** start of Dataset extract **

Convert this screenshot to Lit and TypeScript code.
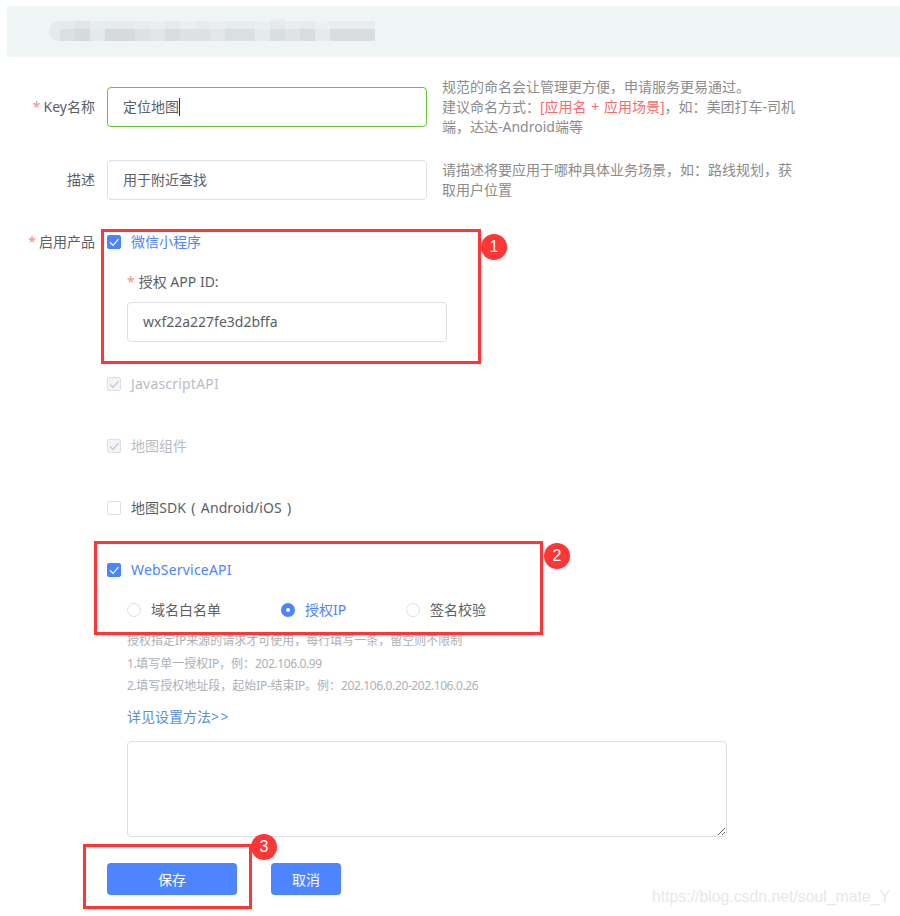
import { LitElement, html, css } from "lit";
import { customElement } from "lit/decorators.js";

const BLUR: [string, string][] = [
  ["#e6eaea", "#dadfdf"], ["#e3e6e6", "#d6dada"], ["#e9eded", "#e4e9e9"], ["#e7ebeb", "#d6dada"],
  ["#e7ebeb", "#d6dada"], ["#e8ecec", "#dde1e1"], ["#ebefef", "#e2e6e6"], ["#e6eaea", "#d9dddd"],
  ["#ebefef", "#dde1e1"], ["#e7ebeb", "#dde1e1"], ["#ebefef", "#e3e7e7"], ["#e8ecec", "#dadfdf"],
  ["#e8ecec", "#dadfdf"], ["#ebefef", "#e5eaea"], ["#e5e9e9", "#d9dedf"], ["#e9eded", "#dfe3e3"],
  ["#e7ebeb", "#d8dcdc"], ["#ecf0f0", "#e6eaea"], ["#e8ecec", "#d9dddd"], ["#e8ecec", "#d9dddd"],
  ["#e8ecec", "#d9dddd"],
];

@customElement("app-root")
export class AppRoot extends LitElement {
  static styles = css`
    :host {
      display: block;
      position: relative;
      width: 900px;
      height: 916px;
      overflow: hidden;
      background: #fff;
      font-family: "Noto Sans", "Noto Sans CJK SC", sans-serif;
      font-size: 14px;
      color: #5c6066;
    }
    .banner {
      height: 51px;
      margin: 6px 0 0 7px;
      background: #eff4f4;
      display: flex;
      align-items: center;
      padding: 0 0 0 42px;
      box-sizing: border-box;
    }
    .blur {
      display: flex;
      position: relative;
      height: 20px;
      width: 326px;
      background: #e6eaea;
      border-radius: 10px 0 0 10px;
      padding-left: 11px;
      box-sizing: border-box;
      margin-top: -2px;
    }
    .blur::after {
      content: "";
      position: absolute;
      left: 223px;
      top: -2px;
      width: 14px;
      height: 3px;
      border-radius: 7px 7px 0 0;
      background: #e8ecec;
    }
    .blur i {
      display: block;
      width: 15px;
      height: 20px;
      flex: none;
    }
    .form {
      display: flex;
      flex-direction: column;
      padding-top: 30px;
    }
    .row {
      display: grid;
      grid-template-columns: 95px 1fr;
      column-gap: 12px;
    }
    .label {
      text-align: right;
      line-height: 40px;
      white-space: nowrap;
    }
    .star {
      color: #f78989;
      margin-right: 3px;
    }
    .with-hint {
      display: flex;
      gap: 15px;
    }
    .input {
      width: 320px;
      height: 40px;
      box-sizing: border-box;
      border: 1px solid #dcdfe6;
      border-radius: 4px;
      padding: 0 15px;
      line-height: 38px;
      white-space: nowrap;
      flex: none;
    }
    .input.active { border-color: #67c23a; }
    .caret {
      display: inline-block;
      width: 1px;
      height: 18px;
      background: #303133;
      vertical-align: -4px;
    }
    .hint {
      width: 360px;
      line-height: 20px;
      color: #8c8c8c;
      word-spacing: 1px;
    }
    .hint.raised { margin-top: -10px; }
    .hint em { font-style: normal; color: #f56c6c; }
    .row.second { margin-top: 23px; }
    .row.third { margin-top: 35px; }
    .products {
      display: flex;
      flex-direction: column;
    }
    .products-label { line-height: 14px; }
    .check {
      display: flex;
      align-items: center;
      gap: 10px;
      height: 14px;
      line-height: 14px;
      white-space: nowrap;
    }
    .latin { letter-spacing: 0.2px; }
    .wide { word-spacing: 1.5px; letter-spacing: 0.1px; }
    .box {
      width: 14px;
      height: 14px;
      box-sizing: border-box;
      border: 1px solid #dcdfe6;
      border-radius: 2px;
      flex: none;
      display: block;
      overflow: visible;
    }
    .tick { fill: none; stroke: #c0c4cc; stroke-width: 1.2; }
    .check.on { color: #4d84ff; }
    .check.on .box { background: #4d84ff; border-color: #4d84ff; }
    .check.on .tick { stroke: #fff; }
    .check.off { color: #b8bcc2; }
    .check.off .box { background: #f2f4f7; }
    .gap48 { margin-top: 48px; }
    .gap35 { margin-top: 35px; }
    .wechat {
      display: flex;
      flex-direction: column;
      padding-left: 20px;
      margin-top: 26px;
    }
    .appid-label { line-height: 14px; white-space: nowrap; }
    .appid-label .star { margin-right: 4px; }
    .wechat .input { margin-top: 13px; }
    .radios {
      display: flex;
      align-items: center;
      margin: 26px 0 0 20px;
      height: 14px;
      line-height: 14px;
    }
    .radio {
      display: flex;
      align-items: center;
      gap: 10px;
      white-space: nowrap;
    }
    .radio.r1 { width: 154px; }
    .radio.r2 { width: 125px; color: #4d84ff; }
    .dot {
      width: 14px;
      height: 14px;
      box-sizing: border-box;
      border: 1px solid #dcdfe6;
      border-radius: 50%;
      flex: none;
    }
    .radio.r2 .dot { border: 5px solid #4d84ff; background: #fff; }
    .desc {
      margin: 13px 0 0 20px;
      font-size: 12px;
      line-height: 22.5px;
      color: #adb0b5;
      white-space: nowrap;
    }
    .num { letter-spacing: -0.38px; }
    .link {
      margin: 9px 0 0 20px;
      line-height: 20px;
      color: #5b8fd6;
    }
    .link span { letter-spacing: 1.5px; }
    textarea {
      display: block;
      width: 600px;
      height: 96px;
      margin: 14px 0 0 20px;
      box-sizing: border-box;
      border: 1px solid #dcdfe6;
      border-radius: 4px;
      outline: none;
      background: #fff;
      resize: both;
    }
    .actions {
      display: flex;
      gap: 34px;
      margin-top: 26px;
    }
    .btn {
      height: 32px;
      border: 0;
      border-radius: 4px;
      background: #4d84ff;
      color: #fff;
      font: inherit;
      font-size: 14px;
      padding: 0;
    }
    .save { width: 130px; }
    .cancel { width: 70px; }
    .mark {
      position: absolute;
      border: 3px solid #ff3636;
      box-sizing: border-box;
      pointer-events: none;
    }
    .m1 { left: 101px; top: 229px; width: 380px; height: 135px; }
    .m2 { left: 94px; top: 541px; width: 449px; height: 94px; }
    .m3 { left: 83px; top: 844px; width: 169px; height: 65px; }
    .badge {
      position: absolute;
      width: 26px;
      height: 26px;
      border-radius: 50%;
      background: #ff3636;
      color: #fff;
      font-family: "Liberation Sans", sans-serif;
      font-size: 16px;
      line-height: 26px;
      text-align: center;
    }
    .b1 { left: 481px; top: 234px; }
    .b2 { left: 544px; top: 543px; }
    .b3 { left: 251px; top: 834px; }
    .watermark {
      position: absolute;
      left: 652px;
      top: 888px;
      font-family: "Liberation Sans", sans-serif;
      font-size: 15.8px;
      line-height: 18px;
      color: #e8e8e8;
      white-space: nowrap;
    }
  `;

  private tick() {
    return html`<svg class="box" viewBox="0 0 12 12" aria-hidden="true"><path class="tick" d="M2 6.3l3 3 5.5-6.2"/></svg>`;
  }

  render() {
    return html`
      <div class="banner">
        <div class="blur">${BLUR.map(([a, b]) => html`<i style="background:linear-gradient(${a} 40%, ${b} 40%)"></i>`)}</div>
      </div>
      <div class="form">
        <div class="row">
          <div class="label"><span class="star">*</span>Key名称</div>
          <div class="with-hint">
            <div class="input active">定位地图<span class="caret"></span></div>
            <div class="hint raised">规范的命名会让管理更方便，申请服务更易通过。<br />建议命名方式：<em>[应用名 + 应用场景]</em>，如：美团打车-司机端，达达-Android端等</div>
          </div>
        </div>
        <div class="row second">
          <div class="label">描述</div>
          <div class="with-hint">
            <div class="input">用于附近查找</div>
            <div class="hint">请描述将要应用于哪种具体业务场景，如：路线规划，获取用户位置</div>
          </div>
        </div>
        <div class="row third">
          <div class="label products-label"><span class="star">*</span>启用产品</div>
          <div class="products">
            <div class="check on">${this.tick()}微信小程序</div>
            <div class="wechat">
              <div class="appid-label"><span class="star">*</span>授权 APP ID:</div>
              <div class="input">wxf22a227fe3d2bffa</div>
            </div>
            <div class="check off gap35 latin">${this.tick()}JavascriptAPI</div>
            <div class="check off gap48">${this.tick()}地图组件</div>
            <div class="check gap48 wide"><span class="box"></span>地图SDK ( Android/iOS )</div>
            <div class="check on gap48 latin">${this.tick()}WebServiceAPI</div>
            <div class="radios">
              <div class="radio r1"><span class="dot"></span>域名白名单</div>
              <div class="radio r2"><span class="dot"></span>授权IP</div>
              <div class="radio"><span class="dot"></span>签名校验</div>
            </div>
            <div class="desc">授权指定IP来源的请求才可使用，每行填写一条，留空则不限制<br /><span class="num">1.</span>填写单一授权<span class="num">IP</span>，例：<span class="num">202.106.0.99</span><br /><span class="num">2.</span>填写授权地址段，起始<span class="num">IP-</span>结束<span class="num">IP</span>。例：<span class="num">202.106.0.20-202.106.0.26</span></div>
            <div class="link">详见设置方法<span>&gt;&gt;</span></div>
            <textarea></textarea>
            <div class="actions">
              <button class="btn save">保存</button>
              <button class="btn cancel">取消</button>
            </div>
          </div>
        </div>
      </div>
      <div class="mark m1"></div>
      <div class="badge b1">1</div>
      <div class="mark m2"></div>
      <div class="badge b2">2</div>
      <div class="mark m3"></div>
      <div class="badge b3">3</div>
      <div class="watermark">https://blog.csdn.net/soul_mate_Y</div>
    `;
  }
}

** end of Dataset extract **

Only a number is needed: how many lines of the material above contain "this"?

» Task answer: 5